EXERCISE PROMPT - Retype, word for word, the lines between the ones holding "Write a component" and "const [items] = useState(rows);", inclusive; pictures stay out of the copy.

RECORDS FOR THE EXERCISE -
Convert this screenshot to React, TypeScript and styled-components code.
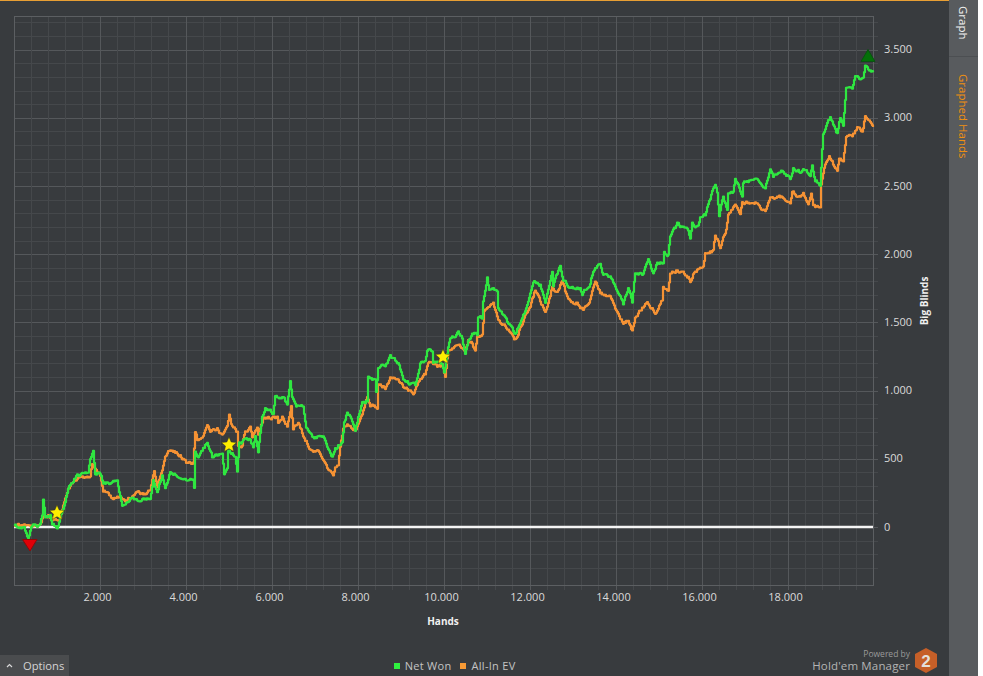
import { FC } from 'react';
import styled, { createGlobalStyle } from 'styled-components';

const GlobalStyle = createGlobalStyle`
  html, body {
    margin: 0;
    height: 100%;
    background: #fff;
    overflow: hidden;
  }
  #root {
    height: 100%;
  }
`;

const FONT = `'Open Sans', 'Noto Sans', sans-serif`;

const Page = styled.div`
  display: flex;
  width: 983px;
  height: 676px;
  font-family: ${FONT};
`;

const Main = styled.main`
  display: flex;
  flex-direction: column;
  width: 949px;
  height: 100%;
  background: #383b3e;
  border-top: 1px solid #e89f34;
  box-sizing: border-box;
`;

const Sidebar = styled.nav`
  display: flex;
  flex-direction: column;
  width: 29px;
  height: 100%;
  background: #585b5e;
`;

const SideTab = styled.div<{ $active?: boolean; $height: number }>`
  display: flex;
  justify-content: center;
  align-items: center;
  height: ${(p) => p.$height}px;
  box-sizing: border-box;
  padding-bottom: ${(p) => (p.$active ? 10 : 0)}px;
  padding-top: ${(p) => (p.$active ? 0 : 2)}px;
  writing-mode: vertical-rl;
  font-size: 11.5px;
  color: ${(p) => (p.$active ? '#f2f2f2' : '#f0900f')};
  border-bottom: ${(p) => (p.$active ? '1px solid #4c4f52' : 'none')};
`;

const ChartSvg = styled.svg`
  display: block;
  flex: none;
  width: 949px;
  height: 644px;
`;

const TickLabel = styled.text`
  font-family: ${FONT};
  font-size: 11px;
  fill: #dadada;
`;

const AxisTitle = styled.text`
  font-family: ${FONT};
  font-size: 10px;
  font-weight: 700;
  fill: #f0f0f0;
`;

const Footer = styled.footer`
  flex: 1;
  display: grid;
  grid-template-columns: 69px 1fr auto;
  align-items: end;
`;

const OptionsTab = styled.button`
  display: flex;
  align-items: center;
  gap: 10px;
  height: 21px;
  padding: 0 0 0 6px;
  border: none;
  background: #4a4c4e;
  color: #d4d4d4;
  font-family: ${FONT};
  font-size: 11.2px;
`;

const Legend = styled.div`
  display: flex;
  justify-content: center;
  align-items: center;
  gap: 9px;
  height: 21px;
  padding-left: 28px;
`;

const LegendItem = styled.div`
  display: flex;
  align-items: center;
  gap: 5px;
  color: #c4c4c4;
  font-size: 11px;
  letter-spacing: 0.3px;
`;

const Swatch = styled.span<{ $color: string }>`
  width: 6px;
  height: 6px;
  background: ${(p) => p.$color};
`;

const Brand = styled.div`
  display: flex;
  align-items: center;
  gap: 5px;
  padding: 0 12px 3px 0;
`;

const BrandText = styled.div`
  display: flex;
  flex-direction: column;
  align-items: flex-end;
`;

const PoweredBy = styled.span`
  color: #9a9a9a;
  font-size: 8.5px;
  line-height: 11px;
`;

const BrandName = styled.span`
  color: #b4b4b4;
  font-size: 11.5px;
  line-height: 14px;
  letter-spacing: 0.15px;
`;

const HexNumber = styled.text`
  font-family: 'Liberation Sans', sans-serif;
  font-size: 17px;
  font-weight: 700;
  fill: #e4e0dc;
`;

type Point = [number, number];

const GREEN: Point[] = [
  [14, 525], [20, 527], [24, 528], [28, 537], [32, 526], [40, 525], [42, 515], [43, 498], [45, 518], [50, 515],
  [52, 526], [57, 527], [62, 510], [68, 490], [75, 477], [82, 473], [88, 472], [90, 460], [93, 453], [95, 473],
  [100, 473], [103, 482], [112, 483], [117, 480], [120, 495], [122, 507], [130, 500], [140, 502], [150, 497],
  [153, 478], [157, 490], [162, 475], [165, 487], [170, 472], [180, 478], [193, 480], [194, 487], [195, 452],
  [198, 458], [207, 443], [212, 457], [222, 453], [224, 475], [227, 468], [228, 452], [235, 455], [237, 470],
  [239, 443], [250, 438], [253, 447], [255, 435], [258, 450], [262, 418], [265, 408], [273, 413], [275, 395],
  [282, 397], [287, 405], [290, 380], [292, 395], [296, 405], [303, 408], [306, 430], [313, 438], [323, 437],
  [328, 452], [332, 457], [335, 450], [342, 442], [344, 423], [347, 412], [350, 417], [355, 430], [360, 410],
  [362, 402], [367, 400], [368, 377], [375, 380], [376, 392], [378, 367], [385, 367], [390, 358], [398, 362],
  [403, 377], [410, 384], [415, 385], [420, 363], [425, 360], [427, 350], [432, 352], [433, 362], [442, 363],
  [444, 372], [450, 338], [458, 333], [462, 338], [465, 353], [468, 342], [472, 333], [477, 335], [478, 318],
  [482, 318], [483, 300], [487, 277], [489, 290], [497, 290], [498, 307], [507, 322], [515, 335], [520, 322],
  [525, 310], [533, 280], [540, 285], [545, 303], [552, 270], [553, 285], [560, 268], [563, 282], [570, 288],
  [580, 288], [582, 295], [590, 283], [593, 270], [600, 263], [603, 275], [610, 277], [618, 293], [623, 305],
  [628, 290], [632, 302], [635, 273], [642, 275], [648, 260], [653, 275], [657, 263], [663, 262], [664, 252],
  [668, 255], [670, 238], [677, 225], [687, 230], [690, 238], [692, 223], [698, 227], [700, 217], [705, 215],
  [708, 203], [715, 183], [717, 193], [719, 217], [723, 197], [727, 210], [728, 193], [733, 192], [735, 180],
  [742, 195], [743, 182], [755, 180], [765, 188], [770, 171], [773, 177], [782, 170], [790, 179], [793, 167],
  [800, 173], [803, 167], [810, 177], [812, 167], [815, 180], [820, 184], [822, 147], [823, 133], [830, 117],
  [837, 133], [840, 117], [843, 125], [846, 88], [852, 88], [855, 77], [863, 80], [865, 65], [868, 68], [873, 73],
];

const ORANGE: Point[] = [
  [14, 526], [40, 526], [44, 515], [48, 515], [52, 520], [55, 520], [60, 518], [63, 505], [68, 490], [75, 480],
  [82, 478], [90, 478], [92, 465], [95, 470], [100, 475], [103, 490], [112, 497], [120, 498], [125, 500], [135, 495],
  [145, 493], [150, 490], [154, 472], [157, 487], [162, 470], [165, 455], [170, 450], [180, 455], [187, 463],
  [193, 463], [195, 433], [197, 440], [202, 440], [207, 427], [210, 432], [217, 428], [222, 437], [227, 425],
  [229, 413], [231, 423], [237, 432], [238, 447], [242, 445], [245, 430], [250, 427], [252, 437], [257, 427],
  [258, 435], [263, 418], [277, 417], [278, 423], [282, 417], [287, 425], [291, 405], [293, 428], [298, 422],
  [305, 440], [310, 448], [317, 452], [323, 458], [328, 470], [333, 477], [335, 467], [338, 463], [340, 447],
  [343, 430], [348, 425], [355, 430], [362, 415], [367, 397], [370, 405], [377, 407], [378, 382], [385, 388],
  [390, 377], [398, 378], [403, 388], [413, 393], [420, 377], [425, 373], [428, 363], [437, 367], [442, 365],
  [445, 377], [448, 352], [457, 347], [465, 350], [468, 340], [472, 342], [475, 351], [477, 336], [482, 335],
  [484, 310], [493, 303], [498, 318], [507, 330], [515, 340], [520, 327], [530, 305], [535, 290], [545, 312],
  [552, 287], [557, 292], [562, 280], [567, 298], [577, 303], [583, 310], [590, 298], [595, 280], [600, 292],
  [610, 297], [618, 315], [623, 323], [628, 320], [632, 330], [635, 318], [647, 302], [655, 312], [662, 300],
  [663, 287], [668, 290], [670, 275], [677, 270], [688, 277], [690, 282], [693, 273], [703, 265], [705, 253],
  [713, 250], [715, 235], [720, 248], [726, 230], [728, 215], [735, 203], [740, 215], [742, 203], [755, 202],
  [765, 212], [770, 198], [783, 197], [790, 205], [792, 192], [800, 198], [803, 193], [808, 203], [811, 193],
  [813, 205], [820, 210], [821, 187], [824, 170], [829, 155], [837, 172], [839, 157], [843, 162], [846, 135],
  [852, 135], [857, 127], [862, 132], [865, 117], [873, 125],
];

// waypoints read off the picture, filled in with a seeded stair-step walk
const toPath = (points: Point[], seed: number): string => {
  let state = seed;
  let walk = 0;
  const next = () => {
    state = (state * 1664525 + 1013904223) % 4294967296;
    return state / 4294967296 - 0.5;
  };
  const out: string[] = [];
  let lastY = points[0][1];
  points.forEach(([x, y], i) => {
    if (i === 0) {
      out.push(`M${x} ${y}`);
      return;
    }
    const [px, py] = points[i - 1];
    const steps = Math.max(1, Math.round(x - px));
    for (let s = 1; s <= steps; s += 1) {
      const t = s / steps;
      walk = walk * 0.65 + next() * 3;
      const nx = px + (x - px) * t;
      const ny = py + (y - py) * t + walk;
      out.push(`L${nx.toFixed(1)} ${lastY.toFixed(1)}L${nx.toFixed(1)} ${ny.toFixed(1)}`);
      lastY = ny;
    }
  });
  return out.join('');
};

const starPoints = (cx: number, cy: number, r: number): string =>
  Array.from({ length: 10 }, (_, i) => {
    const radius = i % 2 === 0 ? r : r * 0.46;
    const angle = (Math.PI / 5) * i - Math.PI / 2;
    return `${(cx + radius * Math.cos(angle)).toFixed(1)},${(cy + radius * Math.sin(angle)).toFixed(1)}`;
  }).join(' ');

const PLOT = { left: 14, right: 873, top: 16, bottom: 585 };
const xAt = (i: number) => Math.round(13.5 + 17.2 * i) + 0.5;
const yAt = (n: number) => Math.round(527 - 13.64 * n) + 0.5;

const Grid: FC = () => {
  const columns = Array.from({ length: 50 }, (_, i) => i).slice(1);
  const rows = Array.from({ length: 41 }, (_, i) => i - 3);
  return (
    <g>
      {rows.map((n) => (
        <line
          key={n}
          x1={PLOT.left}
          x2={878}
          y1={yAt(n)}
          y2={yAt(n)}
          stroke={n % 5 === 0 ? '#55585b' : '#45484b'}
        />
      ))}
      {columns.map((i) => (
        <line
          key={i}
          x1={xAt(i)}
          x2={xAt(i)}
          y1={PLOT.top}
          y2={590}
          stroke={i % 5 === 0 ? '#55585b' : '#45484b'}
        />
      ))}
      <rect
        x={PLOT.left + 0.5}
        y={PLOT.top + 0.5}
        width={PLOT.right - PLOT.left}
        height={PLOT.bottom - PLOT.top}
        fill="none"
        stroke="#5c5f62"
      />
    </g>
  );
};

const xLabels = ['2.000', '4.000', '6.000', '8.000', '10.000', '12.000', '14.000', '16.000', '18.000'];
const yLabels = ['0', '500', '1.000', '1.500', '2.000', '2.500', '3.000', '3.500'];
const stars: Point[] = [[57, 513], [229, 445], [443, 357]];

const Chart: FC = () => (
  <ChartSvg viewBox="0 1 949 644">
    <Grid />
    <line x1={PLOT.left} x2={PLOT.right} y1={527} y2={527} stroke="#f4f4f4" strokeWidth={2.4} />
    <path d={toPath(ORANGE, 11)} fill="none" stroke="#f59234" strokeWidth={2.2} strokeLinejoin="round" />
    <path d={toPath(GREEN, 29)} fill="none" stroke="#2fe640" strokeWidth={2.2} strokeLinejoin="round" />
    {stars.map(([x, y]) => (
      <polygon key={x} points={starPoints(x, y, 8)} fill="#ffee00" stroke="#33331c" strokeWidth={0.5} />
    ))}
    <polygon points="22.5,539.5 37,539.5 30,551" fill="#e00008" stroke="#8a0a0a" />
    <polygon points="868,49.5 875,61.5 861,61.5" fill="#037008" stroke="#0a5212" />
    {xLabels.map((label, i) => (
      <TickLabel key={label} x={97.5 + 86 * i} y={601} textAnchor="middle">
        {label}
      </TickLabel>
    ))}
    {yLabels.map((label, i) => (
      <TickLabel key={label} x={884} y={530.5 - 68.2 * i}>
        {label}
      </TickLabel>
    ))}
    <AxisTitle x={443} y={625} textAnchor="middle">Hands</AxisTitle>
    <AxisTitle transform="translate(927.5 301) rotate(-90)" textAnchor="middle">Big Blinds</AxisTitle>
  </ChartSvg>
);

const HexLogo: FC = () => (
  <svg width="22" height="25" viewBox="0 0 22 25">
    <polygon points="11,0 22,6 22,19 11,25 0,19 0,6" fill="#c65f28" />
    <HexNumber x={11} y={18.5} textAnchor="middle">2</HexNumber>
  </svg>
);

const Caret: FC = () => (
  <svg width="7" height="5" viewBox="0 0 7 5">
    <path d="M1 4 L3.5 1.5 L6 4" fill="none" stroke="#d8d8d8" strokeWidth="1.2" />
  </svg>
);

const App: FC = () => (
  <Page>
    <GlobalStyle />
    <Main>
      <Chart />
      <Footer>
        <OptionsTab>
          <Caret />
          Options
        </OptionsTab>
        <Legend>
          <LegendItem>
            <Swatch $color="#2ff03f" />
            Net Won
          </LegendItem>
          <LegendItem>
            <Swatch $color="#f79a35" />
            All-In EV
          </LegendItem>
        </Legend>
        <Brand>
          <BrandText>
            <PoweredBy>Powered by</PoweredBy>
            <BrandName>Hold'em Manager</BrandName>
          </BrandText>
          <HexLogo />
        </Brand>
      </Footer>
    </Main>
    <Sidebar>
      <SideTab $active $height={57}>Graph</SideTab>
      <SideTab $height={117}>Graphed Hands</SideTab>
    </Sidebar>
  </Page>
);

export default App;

==

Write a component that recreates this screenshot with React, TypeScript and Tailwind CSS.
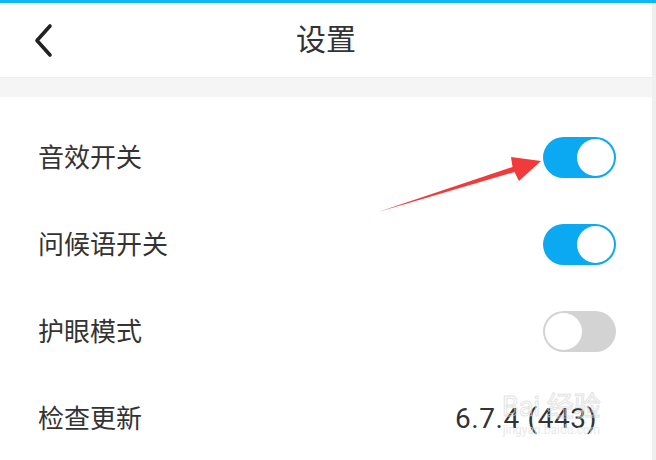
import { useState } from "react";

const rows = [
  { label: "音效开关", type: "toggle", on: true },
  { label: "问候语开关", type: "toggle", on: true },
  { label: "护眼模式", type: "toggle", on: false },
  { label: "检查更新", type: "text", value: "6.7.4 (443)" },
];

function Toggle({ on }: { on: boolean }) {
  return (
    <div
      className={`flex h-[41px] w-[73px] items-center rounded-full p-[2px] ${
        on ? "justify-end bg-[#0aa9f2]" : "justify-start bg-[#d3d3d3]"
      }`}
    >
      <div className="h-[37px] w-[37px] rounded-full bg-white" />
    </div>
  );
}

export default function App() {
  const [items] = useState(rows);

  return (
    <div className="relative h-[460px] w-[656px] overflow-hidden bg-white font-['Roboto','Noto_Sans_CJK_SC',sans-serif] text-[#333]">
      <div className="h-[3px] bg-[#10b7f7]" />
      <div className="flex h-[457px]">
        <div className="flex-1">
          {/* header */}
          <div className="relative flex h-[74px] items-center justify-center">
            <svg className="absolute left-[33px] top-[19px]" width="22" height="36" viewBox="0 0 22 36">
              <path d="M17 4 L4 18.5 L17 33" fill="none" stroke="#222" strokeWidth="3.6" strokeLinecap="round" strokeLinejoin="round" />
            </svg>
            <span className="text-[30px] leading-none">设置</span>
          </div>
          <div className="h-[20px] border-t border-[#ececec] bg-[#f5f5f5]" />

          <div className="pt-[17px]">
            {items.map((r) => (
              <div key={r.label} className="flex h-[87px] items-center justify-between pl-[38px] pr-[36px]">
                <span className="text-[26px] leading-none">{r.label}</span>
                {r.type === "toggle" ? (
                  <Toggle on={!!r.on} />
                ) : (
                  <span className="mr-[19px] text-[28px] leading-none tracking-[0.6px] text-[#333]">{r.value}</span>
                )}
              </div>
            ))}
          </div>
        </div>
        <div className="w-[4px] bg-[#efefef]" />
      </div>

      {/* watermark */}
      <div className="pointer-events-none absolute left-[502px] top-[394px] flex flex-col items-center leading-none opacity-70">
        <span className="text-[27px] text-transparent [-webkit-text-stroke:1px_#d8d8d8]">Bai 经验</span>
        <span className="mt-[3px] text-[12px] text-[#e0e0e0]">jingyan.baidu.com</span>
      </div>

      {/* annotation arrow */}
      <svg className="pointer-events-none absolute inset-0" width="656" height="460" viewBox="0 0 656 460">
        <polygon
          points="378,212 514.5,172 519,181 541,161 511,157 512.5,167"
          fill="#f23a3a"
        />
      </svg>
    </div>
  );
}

REPLY -
Write a component that recreates this screenshot with React, TypeScript and Tailwind CSS.
import { useState } from "react";

const rows = [
  { label: "音效开关", type: "toggle", on: true },
  { label: "问候语开关", type: "toggle", on: true },
  { label: "护眼模式", type: "toggle", on: false },
  { label: "检查更新", type: "text", value: "6.7.4 (443)" },
];

function Toggle({ on }: { on: boolean }) {
  return (
    <div
      className={`flex h-[41px] w-[73px] items-center rounded-full p-[2px] ${
        on ? "justify-end bg-[#0aa9f2]" : "justify-start bg-[#d3d3d3]"
      }`}
    >
      <div className="h-[37px] w-[37px] rounded-full bg-white" />
    </div>
  );
}

export default function App() {
  const [items] = useState(rows);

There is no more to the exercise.